If they discard a card, then they publish their encryption key for the card which we can use to see the card (again, please refer to the previous Mental Poker post for details on the protocol). Alternately, if they can't discard a card, they need to draw a card, in which case we have to hand over our encryption key for the card on top of the deck.
Recipes
Some of the rules captured in this state machine are specific to each game
implemented. Others though are simply steps in the Mental Poker protocol:
things like shuffling, drawing cards etc. are all modeled as actions I take
and actions I expect the other player to follow up with. I envision
expressing such known sequences as recipes
, building blocks for games.
As I mentioned before, the proof of concept state machine implementation requires some major rework. It needs to scale from two players to an arbitrary number of players, and needs to support recipes, which it currently doesn't. At the time of writing, this is one of the biggest chunks of pending work, and considering this is a hobby project I work on when time permits, I currently don't have a good sense of when I'll finish this.

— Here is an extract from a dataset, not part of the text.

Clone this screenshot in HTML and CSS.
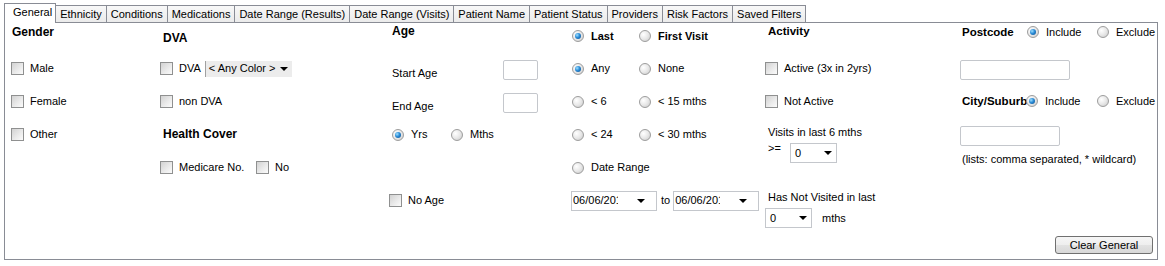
FILE: index.html
```html
<!DOCTYPE html>
<html lang="en">
<head>
    <meta charset="UTF-8">
    <title>Patient Filter - General</title>
    <link rel="stylesheet" href="styles.css">
</head>
<body>
    <div class="tabs">
        <div class="tab active">General</div>
        <div class="tab">Ethnicity</div>
        <div class="tab">Conditions</div>
        <div class="tab">Medications</div>
        <div class="tab">Date Range (Results)</div>
        <div class="tab">Date Range (Visits)</div>
        <div class="tab">Patient Name</div>
        <div class="tab">Patient Status</div>
        <div class="tab">Providers</div>
        <div class="tab">Risk Factors</div>
        <div class="tab">Saved Filters</div>
    </div>
    <div class="panel">
        <div class="columns">
            <div class="col col-gender">
                <div class="head head-gender">Gender</div>
                <div class="row"><span class="chk"></span><span class="lbl">Male</span></div>
                <div class="row"><span class="chk"></span><span class="lbl">Female</span></div>
                <div class="row"><span class="chk"></span><span class="lbl">Other</span></div>
            </div>

            <div class="col col-dva">
                <div class="head head-dva">DVA</div>
                <div class="row">
                    <span class="chk"></span><span class="lbl">DVA</span>
                    <div class="color-select">&lt; Any Color &gt;<span class="arrow"></span></div>
                </div>
                <div class="row"><span class="chk"></span><span class="lbl">non DVA</span></div>
                <div class="row sub-head">Health Cover</div>
                <div class="row">
                    <span class="opt w96"><span class="chk"></span><span class="lbl">Medicare No.</span></span>
                    <span class="chk"></span><span class="lbl">No</span>
                </div>
            </div>

            <div class="col col-age">
                <div class="head head-age">Age</div>
                <div class="row"><span class="field-lbl">Start Age</span><span class="textbox tb-age"></span></div>
                <div class="row"><span class="field-lbl">End Age</span><span class="textbox tb-age"></span></div>
                <div class="row units-row">
                    <span class="opt w59"><span class="rad on"></span><span class="lbl">Yrs</span></span>
                    <span class="rad"></span><span class="lbl">Mths</span>
                </div>
                <div class="row"></div>
                <div class="row"><span class="chk"></span><span class="lbl">No Age</span></div>
            </div>

            <div class="col col-last">
                <div class="head head-last">
                    <span class="opt w67"><span class="rad on"></span><span class="lbl">Last</span></span>
                    <span class="rad"></span><span class="lbl">First Visit</span>
                </div>
                <div class="row">
                    <span class="opt w67"><span class="rad on"></span><span class="lbl">Any</span></span>
                    <span class="rad"></span><span class="lbl">None</span>
                </div>
                <div class="row">
                    <span class="opt w67"><span class="rad"></span><span class="lbl">&lt; 6</span></span>
                    <span class="rad"></span><span class="lbl">&lt; 15 mths</span>
                </div>
                <div class="row">
                    <span class="opt w67"><span class="rad"></span><span class="lbl">&lt; 24</span></span>
                    <span class="rad"></span><span class="lbl">&lt; 30 mths</span>
                </div>
                <div class="row"><span class="rad"></span><span class="lbl">Date Range</span></div>
                <div class="row date-row">
                    <div class="date-box"><span class="date-text">06/06/2017</span><span class="arrow"></span></div>
                    <span class="to">to</span>
                    <div class="date-box"><span class="date-text">06/06/2017</span><span class="arrow"></span></div>
                </div>
            </div>

            <div class="col col-activity">
                <div class="head head-activity">Activity</div>
                <div class="row"><span class="chk"></span><span class="lbl">Active (3x in 2yrs)</span></div>
                <div class="row"><span class="chk"></span><span class="lbl">Not Active</span></div>
                <div class="act-note visits-note">Visits in last 6 mths</div>
                <div class="visits-row">
                    <span class="ge">&gt;=</span>
                    <div class="combo">0<span class="arrow"></span></div>
                </div>
                <div class="act-note lapsed-note">Has Not Visited in last</div>
                <div class="lapsed-row">
                    <div class="combo">0<span class="arrow"></span></div>
                    <span class="lbl">mths</span>
                </div>
            </div>

            <div class="col col-postcode">
                <div class="head head-postcode">
                    <span class="pc-label">Postcode</span>
                    <span class="opt w70"><span class="rad on"></span><span class="lbl">Include</span></span>
                    <span class="rad"></span><span class="lbl">Exclude</span>
                </div>
                <span class="textbox tb-post"></span>
                <div class="city-row">
                    <span class="city-label">City/Suburb</span>
                    <span class="opt w71"><span class="rad on"></span><span class="lbl">Include</span></span>
                    <span class="rad"></span><span class="lbl">Exclude</span>
                </div>
                <span class="textbox tb-city"></span>
                <div class="hint">(lists: comma separated, * wildcard)</div>
            </div>
        </div>
        <div class="footer">
            <button class="clear-btn">Clear General</button>
        </div>
    </div>
</body>
</html>
```

FILE: styles.css
```css
body {
    margin: 0;
    background: #fff;
    font-family: "Liberation Sans", Arial, sans-serif;
    font-size: 11px;
    line-height: 13px;
    color: #000;
}

/* tab strip */
.tabs {
    display: flex;
    align-items: flex-end;
    height: 22px;
    padding-left: 4px;
    position: relative;
    z-index: 1;
}
.tab {
    height: 17px;
    box-sizing: border-box;
    padding: 0 4px;
    margin-left: -1px;
    border: 1px solid #898c95;
    border-bottom: none;
    background: linear-gradient(#f8f8f8, #ebebeb);
    display: flex;
    align-items: center;
    white-space: nowrap;
}
.tab.active {
    height: 20px;
    margin-left: 0;
    margin-bottom: -1px;
    padding: 0 3px 2px 8px;
    background: #fff;
}

/* main panel */
.panel {
    margin-left: 4px;
    width: 1154px;
    height: 238px;
    box-sizing: border-box;
    border: 1px solid #898c95;
    display: flex;
    flex-direction: column;
}
.columns {
    display: flex;
    padding-left: 6px;
}
.col {
    display: flex;
    flex-direction: column;
    flex: none;
}
.col-gender { width: 149px; }
.col-dva { width: 229px; }
.col-age { width: 181px; }
.col-last { width: 195px; }
.col-activity { width: 195px; }
.col-postcode { flex: 1; }

.head {
    height: 29px;
    box-sizing: border-box;
    display: flex;
    align-items: center;
    font-weight: bold;
    font-size: 12px;
    white-space: nowrap;
}
.head-gender { padding: 0 0 10px 1px; }
.head-dva { padding: 1px 0 0 3px; }
.head-age { padding: 0 0 13px 3px; }
.head-last { padding: 0 0 3px 2px; font-size: 11px; }
.head-activity { padding: 0 0 13px 3px; font-size: 11.5px; }
.head-postcode { padding: 0 0 11px 0; font-size: 11px; }
.head-postcode .lbl { font-weight: normal; }

.row {
    height: 33px;
    display: flex;
    align-items: center;
    white-space: nowrap;
}
.sub-head {
    font-weight: bold;
    font-size: 12px;
    padding-left: 3px;
}
.opt {
    display: flex;
    align-items: center;
    flex: none;
}
.w59 { width: 59px; }
.w67 { width: 67px; }
.w70 { width: 70px; }
.w71 { width: 71px; }
.w96 { width: 96px; }

/* check boxes and radio buttons */
.chk {
    flex: none;
    width: 13px;
    height: 13px;
    box-sizing: border-box;
    border: 1px solid #8f9090;
    background: linear-gradient(135deg, #d2d2d2 0%, #ececec 60%, #fbfbfb 100%);
}
.rad {
    flex: none;
    position: relative;
    width: 12px;
    height: 12px;
    box-sizing: border-box;
    border-radius: 50%;
    border: 1px solid #9d9d9d;
    background: radial-gradient(circle at 35% 35%, #fff 0%, #e8e8e8 50%, #c6c6c6 100%);
}
.rad.on::after {
    content: "";
    position: absolute;
    left: 2px;
    top: 2px;
    width: 6px;
    height: 6px;
    border-radius: 50%;
    background: radial-gradient(circle at 35% 35%, #9ee0ff 0%, #2b8bd6 45%, #0a4a88 100%);
}
.lbl { margin-left: 6px; }
.rad + .lbl { margin-left: 7px; }

.arrow {
    flex: none;
    width: 0;
    height: 0;
    border-left: 4px solid transparent;
    border-right: 4px solid transparent;
    border-top: 4px solid #000;
}

/* DVA colour picker */
.color-select {
    margin-left: 4px;
    width: 87px;
    height: 16px;
    box-sizing: border-box;
    background: #ececec;
    border-left: 1px solid #a0a0a0;
    padding: 0 4px 0 3px;
    display: flex;
    align-items: center;
    justify-content: space-between;
}

/* text inputs */
.textbox {
    display: block;
    flex: none;
    height: 20px;
    box-sizing: border-box;
    border: 1px solid #c4c7cc;
    border-radius: 2px;
    background: #fff;
}
.field-lbl {
    width: 111px;
    margin: 9px 0 0 3px;
}
.tb-age {
    width: 35px;
    margin-top: 3px;
}
.units-row { padding-left: 3px; }

/* last visit column */
.col-last .row { padding-left: 2px; }
.col-last .date-row { padding-left: 1px; }
.date-box {
    width: 86px;
    height: 20px;
    box-sizing: border-box;
    border: 1px solid #c4c7cc;
    padding-left: 1px;
    display: flex;
    align-items: center;
    background: #fff;
}
.date-text {
    width: 45px;
    overflow: hidden;
    white-space: nowrap;
}
.date-box .arrow { margin-left: 19px; }
.to { margin: 0 3px 0 4px; }

/* activity column */
.act-note { padding-left: 3px; white-space: nowrap; }
.visits-note { margin-top: 8px; }
.visits-row {
    display: flex;
    align-items: flex-start;
    margin-top: 4px;
    padding-left: 3px;
}
.ge { width: 22px; margin-top: -1px; }
.combo {
    width: 47px;
    height: 20px;
    box-sizing: border-box;
    border: 1px solid #c4c7cc;
    padding: 0 4px 0 4px;
    display: flex;
    align-items: center;
    justify-content: space-between;
    background: #fff;
}
.lapsed-note { margin-top: 28px; }
.lapsed-row {
    display: flex;
    align-items: center;
    margin-top: 4px;
}
.lapsed-row .lbl { margin-left: 10px; }

/* postcode column */
.pc-label {
    width: 67px;
    padding-left: 2px;
    box-sizing: border-box;
    font-size: 11.5px;
}
.tb-post {
    width: 110px;
    margin-top: 8px;
}
.city-row {
    display: flex;
    align-items: center;
    height: 18px;
    margin-top: 12px;
    white-space: nowrap;
}
.city-label {
    width: 66px;
    flex: none;
    padding-left: 2px;
    box-sizing: border-box;
    font-weight: bold;
    font-size: 11.5px;
}
.tb-city {
    width: 100px;
    margin-top: 16px;
}
.hint {
    margin-top: 7px;
    padding-left: 2px;
    white-space: nowrap;
}

/* footer button */
.footer {
    margin-top: auto;
    display: flex;
    justify-content: flex-end;
    padding: 0 4px 5px 0;
}
.clear-btn {
    width: 98px;
    height: 18px;
    padding: 0;
    font-family: inherit;
    font-size: 11px;
    color: #000;
    border: 1px solid #707070;
    border-radius: 3px;
    background: linear-gradient(#f6f6f6 0%, #eeeeee 50%, #e2e2e2 51%, #d8d8d8 100%);
}
```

That said, a bunch of pieces are already in decent shape and public, so I plan to write about them while I continue working on finishing the toolkit.
Mental Poker series
In upcoming blog posts, I plan to cover the various pieces discussed above. The components address different problems, and I find all of them quite interesting. The problem space includes understanding how Fluid Framework distributed data structures work internally, how to generate large prime numbers, and how to model expected sequences of moves in a game among other things.
This post outlines the high level framing of the project. Following posts will dive deep into specific aspects.
In terms of applications, as I mention in the tech talk, the term games is pretty broad - we're not talking only about card games, but things like auctions, lotteries, blind voting etc. All of these can be implemented using Mental Poker as decentralized, zero-trust games.